Compito dello Stato è piuttosto quello di prevenire il ripetersi di situazioni come quelle scrutinate dalla CEDU in relazione ai crediti verso gli enti locali, indennizzando i soggetti che hanno patito sin qui la disfunzione opportunamente sanzionata dal giudice di Strasburgo.

Pertanto, chi opera con un ente locale mette nel conto (i) il rischio di dissesto così come (ii) il rischio di trovarsi nella condizione di dover accettare un pagamento in forza della procedura semplificata ex art. 258 TUEL (ossia per importi inferiori a quelli dovuti) e (iii) non può mai contare sull’intervento salvifico dello Stato centrale.

D’altronde, se così non fosse, nessun creditore avrebbe interesse a coltivare la propria posizione, potendo contare sul ricorso diretto contro lo Stato. Il che è palesemente paradossale.

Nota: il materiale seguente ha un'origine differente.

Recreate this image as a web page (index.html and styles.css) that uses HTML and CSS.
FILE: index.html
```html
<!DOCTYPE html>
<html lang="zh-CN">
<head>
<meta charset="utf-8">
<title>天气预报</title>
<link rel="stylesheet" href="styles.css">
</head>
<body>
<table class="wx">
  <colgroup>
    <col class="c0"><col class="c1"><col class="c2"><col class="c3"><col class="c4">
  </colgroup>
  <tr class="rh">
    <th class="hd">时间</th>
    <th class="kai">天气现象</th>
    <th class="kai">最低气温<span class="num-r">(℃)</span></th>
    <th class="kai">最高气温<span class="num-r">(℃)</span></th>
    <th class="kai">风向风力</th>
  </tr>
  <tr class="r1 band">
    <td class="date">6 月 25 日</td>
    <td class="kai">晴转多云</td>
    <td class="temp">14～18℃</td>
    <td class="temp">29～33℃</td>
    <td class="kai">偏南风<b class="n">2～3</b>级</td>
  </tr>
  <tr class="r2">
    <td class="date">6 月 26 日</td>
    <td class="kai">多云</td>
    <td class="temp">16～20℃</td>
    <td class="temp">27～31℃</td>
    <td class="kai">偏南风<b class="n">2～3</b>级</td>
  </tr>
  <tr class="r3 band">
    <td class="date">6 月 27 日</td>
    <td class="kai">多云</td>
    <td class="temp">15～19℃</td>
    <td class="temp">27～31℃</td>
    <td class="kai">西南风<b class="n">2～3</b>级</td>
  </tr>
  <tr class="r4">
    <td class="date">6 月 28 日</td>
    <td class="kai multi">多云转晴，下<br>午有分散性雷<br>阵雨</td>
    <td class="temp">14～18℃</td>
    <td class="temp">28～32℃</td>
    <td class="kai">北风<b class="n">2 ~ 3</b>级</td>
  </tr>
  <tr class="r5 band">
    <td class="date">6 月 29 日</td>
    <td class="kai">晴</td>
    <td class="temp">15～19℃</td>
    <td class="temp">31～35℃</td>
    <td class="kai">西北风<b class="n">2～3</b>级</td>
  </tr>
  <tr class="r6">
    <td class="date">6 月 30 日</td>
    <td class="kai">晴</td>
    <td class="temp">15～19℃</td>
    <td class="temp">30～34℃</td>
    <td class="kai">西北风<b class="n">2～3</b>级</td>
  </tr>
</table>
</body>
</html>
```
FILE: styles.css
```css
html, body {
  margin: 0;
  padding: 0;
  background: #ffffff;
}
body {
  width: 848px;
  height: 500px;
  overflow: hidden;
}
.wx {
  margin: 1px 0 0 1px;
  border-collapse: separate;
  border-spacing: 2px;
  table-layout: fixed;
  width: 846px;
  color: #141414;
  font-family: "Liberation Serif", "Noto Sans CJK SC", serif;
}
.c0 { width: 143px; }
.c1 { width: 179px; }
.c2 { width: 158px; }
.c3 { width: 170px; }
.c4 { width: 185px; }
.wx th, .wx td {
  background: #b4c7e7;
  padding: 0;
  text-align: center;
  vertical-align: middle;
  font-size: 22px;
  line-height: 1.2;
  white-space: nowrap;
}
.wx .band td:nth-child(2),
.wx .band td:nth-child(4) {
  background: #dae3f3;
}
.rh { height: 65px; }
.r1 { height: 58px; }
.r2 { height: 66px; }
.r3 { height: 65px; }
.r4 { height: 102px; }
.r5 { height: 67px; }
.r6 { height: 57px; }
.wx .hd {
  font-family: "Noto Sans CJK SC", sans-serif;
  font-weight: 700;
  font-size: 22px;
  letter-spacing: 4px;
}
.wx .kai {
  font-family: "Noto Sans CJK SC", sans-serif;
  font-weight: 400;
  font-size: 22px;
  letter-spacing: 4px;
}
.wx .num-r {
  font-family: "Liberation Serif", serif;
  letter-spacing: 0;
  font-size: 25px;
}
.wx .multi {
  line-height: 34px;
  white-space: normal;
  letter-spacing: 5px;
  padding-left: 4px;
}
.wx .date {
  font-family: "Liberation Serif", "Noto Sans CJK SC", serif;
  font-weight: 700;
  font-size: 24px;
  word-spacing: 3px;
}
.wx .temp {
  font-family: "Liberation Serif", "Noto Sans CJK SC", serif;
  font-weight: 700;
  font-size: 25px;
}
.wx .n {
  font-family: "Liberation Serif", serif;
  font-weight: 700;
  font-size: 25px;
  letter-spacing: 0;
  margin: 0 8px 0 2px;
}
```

Altra cosa è che il recupero del credito implichi tempi irragionevoli.

Di questa durata irragionevole risponderà la macchina amministrativa in sede erariale, tenuto conto degli interessi che maturano sui pagamenti tardivi.

Ed infatti, il provvedimento reso dalla Corte nei casi esaminati ribadisce il principio secondo cui l’irragionevole durata del recupero di un credito rappresenta una violazione della convenzione.

Di nuovo: la CEDU non può modificare l’assetto normativo nazionale in materia di responsabilità e autonomia degli enti locali.

Chi acquista crediti vantati nei confronti di enti in dissesto lo fa con la consapevolezza dei rischi e delle tempistiche della procedura di pagamento.

In definitiva, per il mercato dei crediti commerciali e finanziari nei confronti degli enti locali, la decisione della CEDU non introduce elementi di discontinuità significativi: i creditori continueranno a dover valutare con attenzione le prospettive di recupero e i costi associati, senza poter contare su un intervento diretto dello Stato per la soddisfazione integrale dei loro diritti.